◆ WRITTEN PROBLEM
Records follow. Copy every line with "table".

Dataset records
>>>>

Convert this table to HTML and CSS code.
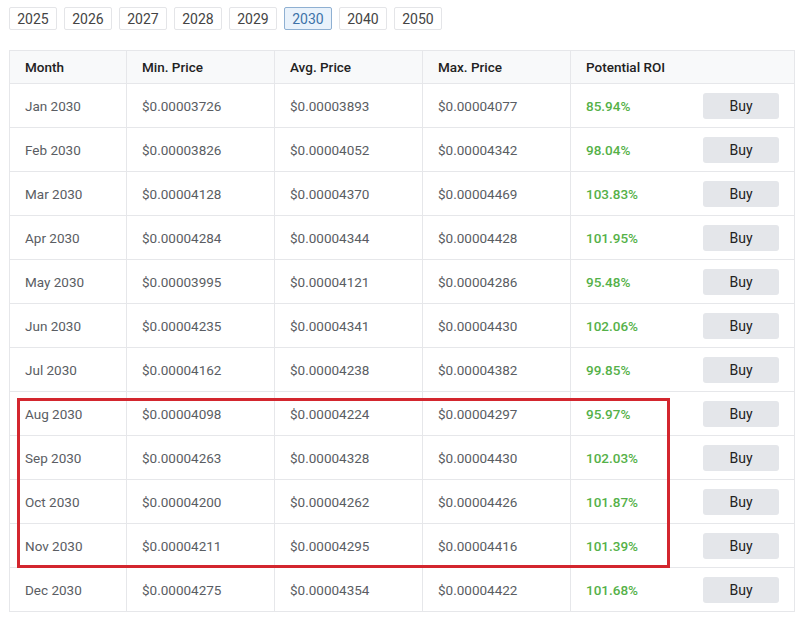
FILE: index.html
```html
<!DOCTYPE html>
<html lang="en">
<head>
  <meta charset="UTF-8">
  <title>Price Prediction 2030</title>
  <link rel="stylesheet" href="styles.css">
</head>
<body>
  <div class="page">
    <div class="years">
      <button class="year">2025</button>
      <button class="year">2026</button>
      <button class="year">2027</button>
      <button class="year">2028</button>
      <button class="year">2029</button>
      <button class="year active">2030</button>
      <button class="year">2040</button>
      <button class="year">2050</button>
    </div>

    <div class="table-wrap">
      <table class="prices">
        <thead>
          <tr>
            <th class="c-month">Month</th>
            <th class="c-price">Min. Price</th>
            <th class="c-price">Avg. Price</th>
            <th class="c-price">Max. Price</th>
            <th class="c-roi">Potential ROI</th>
            <th class="c-buy"></th>
          </tr>
        </thead>
        <tbody>
          <tr><td>Jan 2030</td><td>$0.00003726</td><td>$0.00003893</td><td>$0.00004077</td><td class="roi">85.94%</td><td class="buy-cell"><button class="buy">Buy</button></td></tr>
          <tr><td>Feb 2030</td><td>$0.00003826</td><td>$0.00004052</td><td>$0.00004342</td><td class="roi">98.04%</td><td class="buy-cell"><button class="buy">Buy</button></td></tr>
          <tr><td>Mar 2030</td><td>$0.00004128</td><td>$0.00004370</td><td>$0.00004469</td><td class="roi">103.83%</td><td class="buy-cell"><button class="buy">Buy</button></td></tr>
          <tr><td>Apr 2030</td><td>$0.00004284</td><td>$0.00004344</td><td>$0.00004428</td><td class="roi">101.95%</td><td class="buy-cell"><button class="buy">Buy</button></td></tr>
          <tr><td>May 2030</td><td>$0.00003995</td><td>$0.00004121</td><td>$0.00004286</td><td class="roi">95.48%</td><td class="buy-cell"><button class="buy">Buy</button></td></tr>
          <tr><td>Jun 2030</td><td>$0.00004235</td><td>$0.00004341</td><td>$0.00004430</td><td class="roi">102.06%</td><td class="buy-cell"><button class="buy">Buy</button></td></tr>
          <tr><td>Jul 2030</td><td>$0.00004162</td><td>$0.00004238</td><td>$0.00004382</td><td class="roi">99.85%</td><td class="buy-cell"><button class="buy">Buy</button></td></tr>
          <tr><td>Aug 2030</td><td>$0.00004098</td><td>$0.00004224</td><td>$0.00004297</td><td class="roi">95.97%</td><td class="buy-cell"><button class="buy">Buy</button></td></tr>
          <tr><td>Sep 2030</td><td>$0.00004263</td><td>$0.00004328</td><td>$0.00004430</td><td class="roi">102.03%</td><td class="buy-cell"><button class="buy">Buy</button></td></tr>
          <tr><td>Oct 2030</td><td>$0.00004200</td><td>$0.00004262</td><td>$0.00004426</td><td class="roi">101.87%</td><td class="buy-cell"><button class="buy">Buy</button></td></tr>
          <tr><td>Nov 2030</td><td>$0.00004211</td><td>$0.00004295</td><td>$0.00004416</td><td class="roi">101.39%</td><td class="buy-cell"><button class="buy">Buy</button></td></tr>
          <tr><td>Dec 2030</td><td>$0.00004275</td><td>$0.00004354</td><td>$0.00004422</td><td class="roi">101.68%</td><td class="buy-cell"><button class="buy">Buy</button></td></tr>
        </tbody>
      </table>
      <div class="highlight"></div>
    </div>
  </div>
</body>
</html>
```

FILE: styles.css
```css
:root {
  --line: #e6e7ea;
  --head-bg: #f8f9fa;
  --text: #222;
  --muted: #5a5d63;
  --green: #55b148;
  --mark: #d3262e;
}

body {
  margin: 0;
  background: #fff;
  font-family: Roboto, 'Liberation Sans', sans-serif;
  color: var(--text);
}

.page {
  padding: 7px 5px 0 9px;
}

.years {
  display: flex;
  gap: 7px;
}
.year {
  width: 48px;
  height: 23px;
  padding: 0;
  background: #fff;
  border: 1px solid #e4e5e8;
  border-radius: 2px;
  font-family: inherit;
  font-size: 14px;
  color: #444;
}
.year.active {
  background: #e9f2fb;
  border-color: #8fb0d2;
  color: #3d72a8;
}

.table-wrap {
  position: relative;
  margin-top: 20px;
  width: 786px;
}
.prices {
  width: 100%;
  border-collapse: collapse;
  table-layout: fixed;
  font-size: 13.5px;
}
.prices th,
.prices td {
  border: 1px solid var(--line);
  text-align: left;
  padding: 0 0 0 15px;
}
.prices th {
  height: 32px;
  background: var(--head-bg);
  font-weight: 500;
  color: var(--text);
}
.prices td {
  height: 43px;
  color: var(--muted);
}
.c-month { width: 101px; }
.c-price { width: 132px; }
.c-roi { width: 117px; }
.prices th.c-roi,
.prices td.roi { border-right: none; }
.prices th.c-buy,
.prices td.buy-cell { border-left: none; text-align: right; padding: 0 16px 0 0; }

.prices td.roi {
  color: var(--green);
  font-weight: 500;
}

.buy {
  width: 76px;
  height: 26px;
  background: #e4e6ea;
  border: none;
  border-radius: 3px;
  font-family: inherit;
  font-size: 14px;
  color: #222;
  vertical-align: middle;
}

.highlight {
  position: absolute;
  left: 8px;
  top: 348px;
  width: 647px;
  height: 164px;
  border: 3px solid var(--mark);
}
```
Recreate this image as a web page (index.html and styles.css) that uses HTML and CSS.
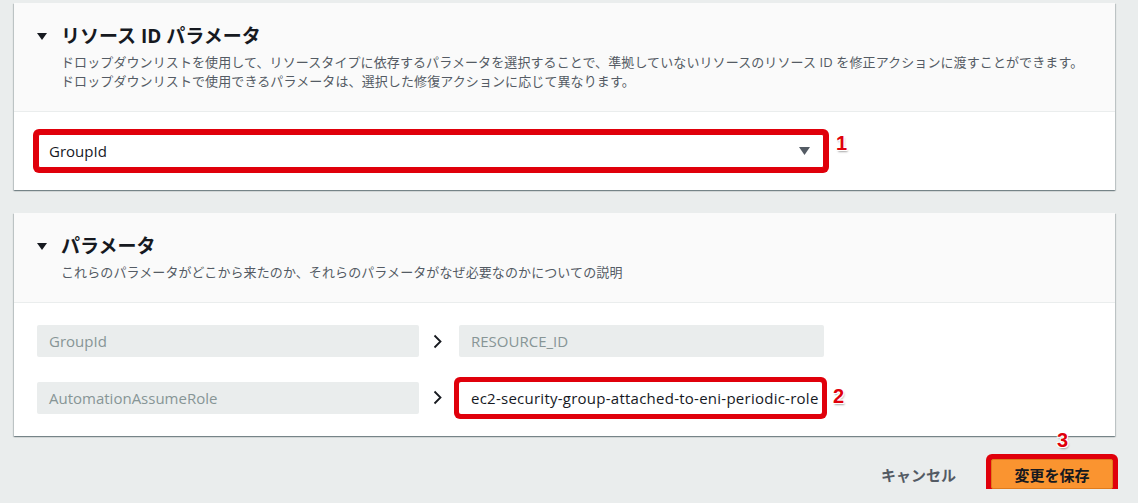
FILE: index.html
```html
<!DOCTYPE html>
<html lang="ja">
<head>
    <meta charset="UTF-8">
    <meta name="viewport" content="width=device-width, initial-scale=1.0">
    <title>修正アクション</title>
    <link rel="stylesheet" href="styles.css">
</head>
<body>
    <div class="page">
        <section class="card">
            <div class="card_head">
                <h2 class="card_title">
                    <svg class="toggle" width="10" height="7" viewBox="0 0 10 7"><path d="M0 0H10L5 7Z" fill="#16191f"/></svg>
                    リソース ID パラメータ
                </h2>
                <p class="card_desc">ドロップダウンリストを使用して、リソースタイプに依存するパラメータを選択することで、準拠していないリソースのリソース ID を修正アクションに渡すことができます。<br>ドロップダウンリストで使用できるパラメータは、選択した修復アクションに応じて異なります。</p>
            </div>
            <div class="card_body">
                <div class="mark_wrap">
                    <div class="select marked">
                        <span>GroupId</span>
                        <svg width="11" height="8" viewBox="0 0 11 8"><path d="M0 0H11L5.5 8Z" fill="#545b64"/></svg>
                    </div>
                    <span class="step step_1">1</span>
                </div>
            </div>
        </section>

        <section class="card">
            <div class="card_head">
                <h2 class="card_title">
                    <svg class="toggle" width="10" height="7" viewBox="0 0 10 7"><path d="M0 0H10L5 7Z" fill="#16191f"/></svg>
                    パラメータ
                </h2>
                <p class="card_desc">これらのパラメータがどこから来たのか、それらのパラメータがなぜ必要なのかについての説明</p>
            </div>
            <div class="card_body params">
                <div class="param_row">
                    <div class="box readonly">GroupId</div>
                    <svg class="arrow" width="9" height="15" viewBox="0 0 9 15"><path d="M1.5 1.5L7.5 7.5L1.5 13.5" fill="none" stroke="#16191f" stroke-width="1.8"/></svg>
                    <div class="box readonly">RESOURCE_ID</div>
                </div>
                <div class="param_row">
                    <div class="box readonly">AutomationAssumeRole</div>
                    <svg class="arrow" width="9" height="15" viewBox="0 0 9 15"><path d="M1.5 1.5L7.5 7.5L1.5 13.5" fill="none" stroke="#16191f" stroke-width="1.8"/></svg>
                    <div class="mark_wrap">
                        <div class="box input marked">ec2-security-group-attached-to-eni-periodic-role</div>
                        <span class="step step_2">2</span>
                    </div>
                </div>
            </div>
        </section>

        <div class="actions">
            <button class="btn_cancel">キャンセル</button>
            <div class="mark_wrap">
                <button class="btn_save marked">変更を保存</button>
                <span class="step step_3">3</span>
            </div>
        </div>
    </div>
</body>
</html>
```

FILE: styles.css
```css
* {margin: 0; padding: 0; box-sizing: border-box;}

body
{
    background: #eaeded;
    font-family: "Open Sans", "Noto Sans CJK JP", sans-serif;
    color: #16191f;
}

.page
{
    padding: 3px 23px 0 14px;
}

.card
{
    background: #fff;
    box-shadow: 0 1px 1px 0 rgba(0, 28, 36, .3), 1px 1px 1px 0 rgba(0, 28, 36, .15), -1px 1px 1px 0 rgba(0, 28, 36, .15);
    margin-bottom: 23px;
}

.card_head
{
    background: #fafafa;
    border-bottom: 1px solid #eaeded;
    padding: 21px 23px 20px;
}

.card_title
{
    display: flex;
    align-items: center;
    font-size: 19px;
    line-height: 24px;
    font-weight: 700;
}

.card_title .toggle
{
    margin-right: 14px;
}

.card_desc
{
    margin-top: 5px;
    padding-left: 24px;
    font-size: 13px;
    line-height: 19px;
    letter-spacing: .1px;
    color: #545b64;
}

.card_body
{
    padding: 22px 23px;
}

/* red highlight frames */
.marked
{
    box-shadow: 0 0 0 5px #e0000b;
    border-radius: 2px;
}

.mark_wrap
{
    position: relative;
    display: inline-block;
}

.step
{
    position: absolute;
    color: #e0000b;
    font-family: "Liberation Sans", sans-serif;
    font-weight: 700;
    font-size: 20px;
    line-height: 20px;
    text-shadow: 1px 1px 0 #fff, -1px -1px 0 #fff, 1px -1px 0 #fff, -1px 1px 0 #fff, 1px 2px 2px rgba(0, 0, 0, .35);
}

.step_1 { right: -23px; top: -1px; }
.step_2 { right: -22px; top: 5px; }
.step_3 { left: 66px; top: -29px; }

.select
{
    width: 786px;
    height: 34px;
    margin-left: 1px;
    background: #fff;
    border: 1px solid #e0000b;
    display: flex;
    align-items: center;
    justify-content: space-between;
    padding: 0 13px 0 10px;
    font-size: 15px;
}

.params
{
    display: flex;
    flex-direction: column;
    gap: 24px;
}

.param_row
{
    display: flex;
    align-items: center;
}

.box
{
    height: 32px;
    line-height: 32px;
    padding: 0 12px;
    font-size: 15px;
    border-radius: 2px;
    white-space: nowrap;
    overflow: hidden;
}

.readonly
{
    width: 382px;
    background: #eaeded;
    color: #879596;
}

.param_row .readonly:last-child
{
    width: 365px;
}

.arrow
{
    margin: 0 17px 0 14px;
}

.input
{
    width: 363px;
    background: #fff;
    color: #16191f;
    padding: 0 4px 0 12px;
    margin-top: 1px;
    letter-spacing: .25px;
}

.actions
{
    display: flex;
    justify-content: flex-end;
    align-items: center;
    padding-right: 2px;
}

.btn_cancel
{
    background: none;
    border: none;
    font-family: inherit;
    font-size: 15px;
    font-weight: 700;
    color: #545b64;
    margin-right: 35px;
}

.btn_save
{
    display: block;
    width: 122px;
    height: 30px;
    background: #fa9430;
    border: 1px solid #e07b1c;
    font-family: inherit;
    font-size: 15px;
    font-weight: 700;
    color: #16191f;
}
```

<<<<

◆ ANSWER TO THIS EXERCISE
Convert this table to HTML and CSS code.
    <div class="table-wrap">
      <table class="prices">
      </table>
.table-wrap {
  table-layout: fixed;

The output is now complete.